Wednesday, December 7, 2022
News Driver Assistance Systems Still Leave to be Desired, According to the AAA

Driver Assistance Systems Still Leave to be Desired, According to the AAA

The AAA tested the forward collision system of the Tesla Model 3, the Subaru Outback and the Hyundai Santa-Fe.

  • In tests conducted by the organisation, problems arose every 8 miles out of 4,000 miles of driving

  • The AAA tested a Subaru Outback, a Hyundai Santa-Fe and a Tesla Model 3

  • Part of the problem is caused by customers not understanding how every system works

The American Automobile Association (AAA) is warning drivers that the new technologies supposed to increase their safety on the road still have a long way to go before they can be relied upon.

The organisation conducted multiple tests to determine the effectiveness of the forward collision warning system in three different vehicles.

For its tests, the AAA used popular models that are equipped with advanced driver assistance features. These were a 2021 Subaru Outback with the EyeSight system, which is often advertised by the automaker, a 2021 Santa-Fe from Hyundai, a brand often regarded as having some of the best driver assistance systems and a 2020 Tesla Model 3 equipped with Autopilot, one of the driver assistance systems that has been on the market for the longest time. The Subaru and the Tesla are both rated Top Safety Pick + by the IIHS and the Hyundai is rated Top Safety Pick.

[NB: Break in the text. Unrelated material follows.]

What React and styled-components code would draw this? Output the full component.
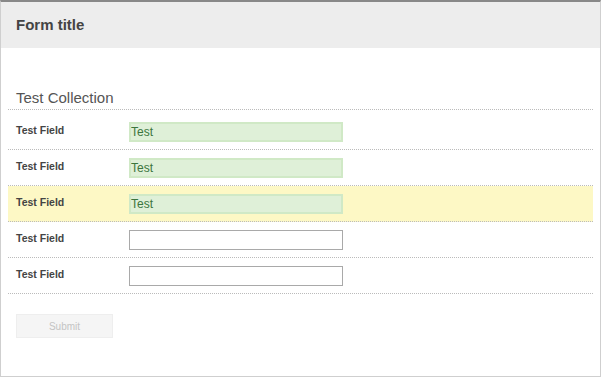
import React from "react";
import styled, { createGlobalStyle } from "styled-components";

const GlobalStyle = createGlobalStyle`
  body {
    margin: 0;
    background: #fff;
    font-family: "Liberation Sans", Arial, sans-serif;
  }
`;

const Card = styled.div`
  width: 601px;
  height: 377px;
  box-sizing: border-box;
  border: 1px solid #cfcfcf;
  border-top: 2px solid #888;
  background: #fff;
`;

const Header = styled.div`
  height: 46px;
  box-sizing: border-box;
  background: #ededed;
  display: flex;
  align-items: center;
  padding: 0 15px 2px;
`;

const Title = styled.h1`
  margin: 0;
  font-size: 15px;
  font-weight: bold;
  color: #444;
`;

const Body = styled.div`
  padding: 40px 7px 0 7px;
`;

const CollectionTitle = styled.h2`
  margin: 0;
  padding: 1px 8px 2px;
  font-size: 15px;
  font-weight: normal;
  color: #555;
  line-height: 18px;
  border-bottom: 1px dotted #bbb;
`;

const Row = styled.div`
  display: flex;
  align-items: flex-start;
  height: 35px;
  padding-top: ${({ $first }) => ($first ? "4px" : "0")};
  border-bottom: 1px dotted #bbb;
  background: ${({ $highlight }) => ($highlight ? "#fdf8c5" : "transparent")};
`;

const Label = styled.label`
  width: 113px;
  padding: 10px 0 0 8px;
  font-size: 10.5px;
  font-weight: bold;
  color: #444;
`;

const Input = styled.input`
  margin-top: 8px;
  width: 214px;
  height: 20px;
  box-sizing: border-box;
  padding: 0;
  font-family: "Liberation Sans", Arial, sans-serif;
  font-size: 12px;
  outline: none;
  color: ${({ $filled }) => ($filled ? "#3c763d" : "#333")};
  background: ${({ $filled }) => ($filled ? "#dff0d8" : "#fff")};
  border: ${({ $filled }) => ($filled ? "2px solid #d0e9c6" : "1px solid #a9a9a9")};
`;

const Actions = styled.div`
  padding: 20px 8px 0;
`;

const SubmitButton = styled.button`
  width: 97px;
  height: 24px;
  background: #f5f5f5;
  border: 1px solid #eee;
  color: #c4c4c4;
  font-family: "Liberation Sans", Arial, sans-serif;
  font-size: 10px;
`;

const fields = [
  { value: "Test" },
  { value: "Test" },
  { value: "Test", highlight: true },
  { value: "" },
  { value: "" },
];

export default function App() {
  return (
    <>
      <GlobalStyle />
      <Card>
        <Header>
          <Title>Form title</Title>
        </Header>
        <Body>
          <CollectionTitle>Test Collection</CollectionTitle>
          {fields.map((f, i) => (
            <Row key={i} $first={i === 0} $highlight={f.highlight}>
              <Label>Test Field</Label>
              <Input $filled={!!f.value} defaultValue={f.value} readOnly />
            </Row>
          ))}
          <Actions>
            <SubmitButton disabled>Submit</SubmitButton>
          </Actions>
        </Body>
      </Card>
    </>
  );
}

The scenarios these vehicles were put through included a speeding towards the rear of a slow-moving car, reacting to a cyclist that’s in the way and facing an oncoming car that drifted their lane.

The results showed that the systems perform very well in some situations, but poorly in others. For example, all systems prevented a collision with the slower car and with the cyclist moving in the same direction as the car, but all of them crashed into the oncoming car that was partially in their lane.

In addition, 5 out of 15 attempts resulted in a vehicle hitting a cyclist that was crossing the road in front.

According to the organisation, an earlier test performed in 2020 yielded similar results, with an incident encountered every 8 miles out of a total of 4,000 miles of driving on public roads.

Since some of the collisions the systems failed to prevent could have been fatal, the AAA thinks manufacturers should improve the systems they already have before dedicating resources to developing new autonomous driving systems.

Another issue highlighted by the organisation is that most drivers don’t understand the driver assistance features fitted to their car and how they work, which can result in confusion.

Part of this problem is also caused by automakers who use misleading names or advertisements that overstate the capabilities of the system, most notably Tesla, which insists on calling its two systems Autopilot and Full Self-Driving when neither of them classify has higher than a level 2 on the autonomous driving chart, the same as most other systems.

To fix this, the AAA recommends buyers ask for a demonstration of the features at the dealership before they leave with their new vehicle.